[Goal]
Report the number of lines containing "that", with no other words.
— start Listed entries —
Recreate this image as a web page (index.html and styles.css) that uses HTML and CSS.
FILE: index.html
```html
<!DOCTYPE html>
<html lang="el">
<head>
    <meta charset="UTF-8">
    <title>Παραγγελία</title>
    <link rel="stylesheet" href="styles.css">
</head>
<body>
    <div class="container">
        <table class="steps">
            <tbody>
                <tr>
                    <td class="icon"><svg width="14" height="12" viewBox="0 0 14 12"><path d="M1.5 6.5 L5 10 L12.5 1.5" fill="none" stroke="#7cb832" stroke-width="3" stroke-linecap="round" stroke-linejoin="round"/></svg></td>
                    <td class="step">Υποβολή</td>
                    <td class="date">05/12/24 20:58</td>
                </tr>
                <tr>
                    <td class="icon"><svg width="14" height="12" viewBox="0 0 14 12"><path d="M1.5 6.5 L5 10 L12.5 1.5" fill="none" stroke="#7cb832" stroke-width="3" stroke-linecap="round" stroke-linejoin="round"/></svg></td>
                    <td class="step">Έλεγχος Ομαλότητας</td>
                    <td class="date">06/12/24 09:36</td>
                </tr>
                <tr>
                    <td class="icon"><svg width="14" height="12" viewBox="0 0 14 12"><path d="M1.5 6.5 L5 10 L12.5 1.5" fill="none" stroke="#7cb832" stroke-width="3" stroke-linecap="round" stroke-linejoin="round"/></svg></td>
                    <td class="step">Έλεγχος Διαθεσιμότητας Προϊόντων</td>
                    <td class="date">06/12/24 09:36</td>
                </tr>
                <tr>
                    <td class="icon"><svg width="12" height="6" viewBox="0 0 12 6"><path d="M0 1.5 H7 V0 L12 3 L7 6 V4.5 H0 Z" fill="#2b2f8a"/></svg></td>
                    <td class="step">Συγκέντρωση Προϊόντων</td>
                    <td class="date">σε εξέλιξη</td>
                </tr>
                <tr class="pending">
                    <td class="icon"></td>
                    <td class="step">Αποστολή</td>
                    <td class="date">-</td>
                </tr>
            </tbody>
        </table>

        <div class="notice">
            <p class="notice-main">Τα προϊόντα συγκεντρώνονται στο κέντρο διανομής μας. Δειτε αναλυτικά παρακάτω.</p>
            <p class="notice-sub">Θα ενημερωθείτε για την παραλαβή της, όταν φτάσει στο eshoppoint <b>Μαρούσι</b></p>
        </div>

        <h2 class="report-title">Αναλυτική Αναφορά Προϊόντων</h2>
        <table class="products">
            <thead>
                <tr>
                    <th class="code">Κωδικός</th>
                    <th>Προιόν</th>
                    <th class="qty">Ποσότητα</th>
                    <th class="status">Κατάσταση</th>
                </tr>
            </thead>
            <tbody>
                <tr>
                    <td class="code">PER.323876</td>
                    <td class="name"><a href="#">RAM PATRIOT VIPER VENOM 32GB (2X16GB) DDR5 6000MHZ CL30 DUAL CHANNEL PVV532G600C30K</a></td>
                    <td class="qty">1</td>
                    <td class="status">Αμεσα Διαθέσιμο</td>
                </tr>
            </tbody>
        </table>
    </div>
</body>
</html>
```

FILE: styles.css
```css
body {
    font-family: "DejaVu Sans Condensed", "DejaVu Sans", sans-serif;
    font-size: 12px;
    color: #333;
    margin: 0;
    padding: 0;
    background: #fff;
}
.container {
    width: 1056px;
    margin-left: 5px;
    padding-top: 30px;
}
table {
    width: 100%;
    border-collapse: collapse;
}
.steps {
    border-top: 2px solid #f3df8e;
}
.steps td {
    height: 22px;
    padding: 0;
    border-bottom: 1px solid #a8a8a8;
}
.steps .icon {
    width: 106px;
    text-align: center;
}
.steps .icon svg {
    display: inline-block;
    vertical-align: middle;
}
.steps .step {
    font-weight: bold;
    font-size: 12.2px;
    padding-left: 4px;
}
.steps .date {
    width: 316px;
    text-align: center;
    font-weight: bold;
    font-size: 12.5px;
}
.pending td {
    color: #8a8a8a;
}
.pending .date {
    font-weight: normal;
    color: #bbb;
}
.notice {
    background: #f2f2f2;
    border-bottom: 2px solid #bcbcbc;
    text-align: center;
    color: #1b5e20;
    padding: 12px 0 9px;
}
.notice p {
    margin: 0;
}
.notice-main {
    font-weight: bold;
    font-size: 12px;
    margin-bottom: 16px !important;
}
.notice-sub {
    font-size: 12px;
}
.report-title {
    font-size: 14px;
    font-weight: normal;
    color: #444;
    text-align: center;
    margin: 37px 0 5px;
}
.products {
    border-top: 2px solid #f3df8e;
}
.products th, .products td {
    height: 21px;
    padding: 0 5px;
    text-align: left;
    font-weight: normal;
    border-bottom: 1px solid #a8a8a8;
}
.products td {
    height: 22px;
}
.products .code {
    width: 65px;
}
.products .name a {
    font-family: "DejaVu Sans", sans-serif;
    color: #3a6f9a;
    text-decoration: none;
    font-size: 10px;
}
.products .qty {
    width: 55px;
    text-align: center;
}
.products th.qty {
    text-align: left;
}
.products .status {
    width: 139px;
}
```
— end Listed entries —
— start Listed entries —
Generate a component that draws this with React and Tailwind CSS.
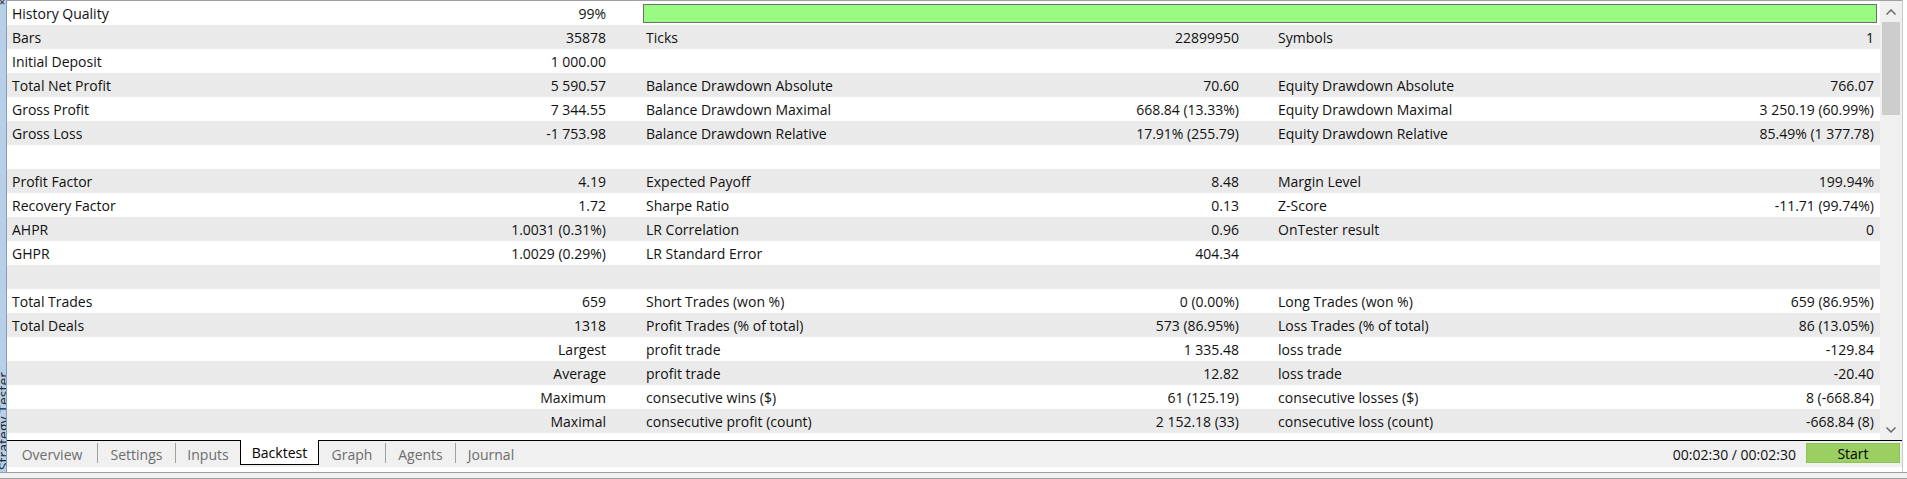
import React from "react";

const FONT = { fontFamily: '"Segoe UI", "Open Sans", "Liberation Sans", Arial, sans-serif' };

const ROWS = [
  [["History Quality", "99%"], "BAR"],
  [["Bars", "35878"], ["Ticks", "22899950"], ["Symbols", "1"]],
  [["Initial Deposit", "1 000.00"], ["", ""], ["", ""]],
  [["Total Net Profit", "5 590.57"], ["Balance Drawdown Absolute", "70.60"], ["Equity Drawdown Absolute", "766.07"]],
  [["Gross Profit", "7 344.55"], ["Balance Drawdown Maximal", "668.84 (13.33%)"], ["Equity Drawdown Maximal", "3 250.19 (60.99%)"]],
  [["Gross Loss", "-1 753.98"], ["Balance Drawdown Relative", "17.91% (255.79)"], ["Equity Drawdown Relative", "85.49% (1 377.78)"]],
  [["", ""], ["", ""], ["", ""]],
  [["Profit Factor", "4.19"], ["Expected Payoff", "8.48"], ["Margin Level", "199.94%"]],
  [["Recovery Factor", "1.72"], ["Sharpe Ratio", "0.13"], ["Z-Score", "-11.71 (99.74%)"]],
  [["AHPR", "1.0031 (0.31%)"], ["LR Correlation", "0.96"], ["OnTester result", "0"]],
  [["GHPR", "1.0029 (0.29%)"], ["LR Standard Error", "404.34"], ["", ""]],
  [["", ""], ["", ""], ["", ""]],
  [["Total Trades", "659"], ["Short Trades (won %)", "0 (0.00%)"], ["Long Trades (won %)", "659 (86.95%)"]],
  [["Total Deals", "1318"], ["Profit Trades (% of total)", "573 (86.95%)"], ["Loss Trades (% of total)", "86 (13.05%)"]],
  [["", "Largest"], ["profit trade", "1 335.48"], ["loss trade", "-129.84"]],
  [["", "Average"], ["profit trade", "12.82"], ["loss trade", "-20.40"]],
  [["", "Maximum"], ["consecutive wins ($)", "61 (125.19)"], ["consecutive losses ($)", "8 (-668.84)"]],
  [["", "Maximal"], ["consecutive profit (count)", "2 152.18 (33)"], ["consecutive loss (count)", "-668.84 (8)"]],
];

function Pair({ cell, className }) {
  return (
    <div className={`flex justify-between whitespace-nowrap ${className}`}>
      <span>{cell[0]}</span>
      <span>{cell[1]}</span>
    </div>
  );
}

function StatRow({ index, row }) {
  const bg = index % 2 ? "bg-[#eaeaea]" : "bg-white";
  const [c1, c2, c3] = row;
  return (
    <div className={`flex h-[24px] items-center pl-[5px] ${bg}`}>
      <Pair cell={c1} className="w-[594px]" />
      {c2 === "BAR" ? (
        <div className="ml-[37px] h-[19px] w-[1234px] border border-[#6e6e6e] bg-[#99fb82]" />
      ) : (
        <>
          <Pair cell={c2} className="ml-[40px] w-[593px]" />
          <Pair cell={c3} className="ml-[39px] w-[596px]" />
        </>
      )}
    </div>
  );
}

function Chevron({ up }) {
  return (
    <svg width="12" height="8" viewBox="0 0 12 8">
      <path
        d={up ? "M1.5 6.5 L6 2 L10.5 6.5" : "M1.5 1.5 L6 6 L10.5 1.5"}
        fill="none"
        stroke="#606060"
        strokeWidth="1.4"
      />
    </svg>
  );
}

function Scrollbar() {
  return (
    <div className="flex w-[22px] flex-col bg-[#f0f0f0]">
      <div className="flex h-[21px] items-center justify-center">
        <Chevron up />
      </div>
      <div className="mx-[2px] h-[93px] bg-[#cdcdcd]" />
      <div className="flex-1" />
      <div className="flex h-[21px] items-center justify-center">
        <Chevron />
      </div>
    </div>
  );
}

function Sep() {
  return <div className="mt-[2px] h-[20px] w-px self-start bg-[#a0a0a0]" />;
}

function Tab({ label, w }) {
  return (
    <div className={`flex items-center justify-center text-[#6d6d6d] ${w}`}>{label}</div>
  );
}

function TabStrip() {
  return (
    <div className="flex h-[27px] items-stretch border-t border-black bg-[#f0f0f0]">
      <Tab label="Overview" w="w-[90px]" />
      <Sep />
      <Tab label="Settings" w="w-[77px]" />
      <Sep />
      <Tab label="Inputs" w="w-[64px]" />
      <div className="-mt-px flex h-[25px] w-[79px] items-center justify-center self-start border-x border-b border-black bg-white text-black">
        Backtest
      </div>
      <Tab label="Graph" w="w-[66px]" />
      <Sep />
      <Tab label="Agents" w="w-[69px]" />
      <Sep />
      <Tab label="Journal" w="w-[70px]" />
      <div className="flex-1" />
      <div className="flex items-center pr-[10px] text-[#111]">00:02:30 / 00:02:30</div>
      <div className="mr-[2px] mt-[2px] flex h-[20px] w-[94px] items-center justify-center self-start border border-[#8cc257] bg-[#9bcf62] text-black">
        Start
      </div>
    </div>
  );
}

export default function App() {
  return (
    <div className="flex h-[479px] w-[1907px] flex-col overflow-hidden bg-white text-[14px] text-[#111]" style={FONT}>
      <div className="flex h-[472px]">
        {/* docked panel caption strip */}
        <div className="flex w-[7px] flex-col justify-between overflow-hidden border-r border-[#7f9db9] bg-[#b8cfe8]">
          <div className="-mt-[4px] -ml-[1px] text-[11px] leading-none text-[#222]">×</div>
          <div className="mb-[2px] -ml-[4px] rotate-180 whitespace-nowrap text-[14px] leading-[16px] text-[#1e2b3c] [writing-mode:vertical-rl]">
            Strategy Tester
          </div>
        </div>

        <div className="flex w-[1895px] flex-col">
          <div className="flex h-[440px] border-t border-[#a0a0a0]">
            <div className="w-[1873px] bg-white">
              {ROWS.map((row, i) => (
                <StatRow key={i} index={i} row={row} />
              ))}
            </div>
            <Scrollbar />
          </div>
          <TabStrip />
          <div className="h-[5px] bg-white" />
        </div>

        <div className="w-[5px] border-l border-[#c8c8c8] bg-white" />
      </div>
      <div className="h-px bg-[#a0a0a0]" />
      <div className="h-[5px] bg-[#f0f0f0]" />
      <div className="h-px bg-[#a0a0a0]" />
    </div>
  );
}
— end Listed entries —
[Exercise response]
2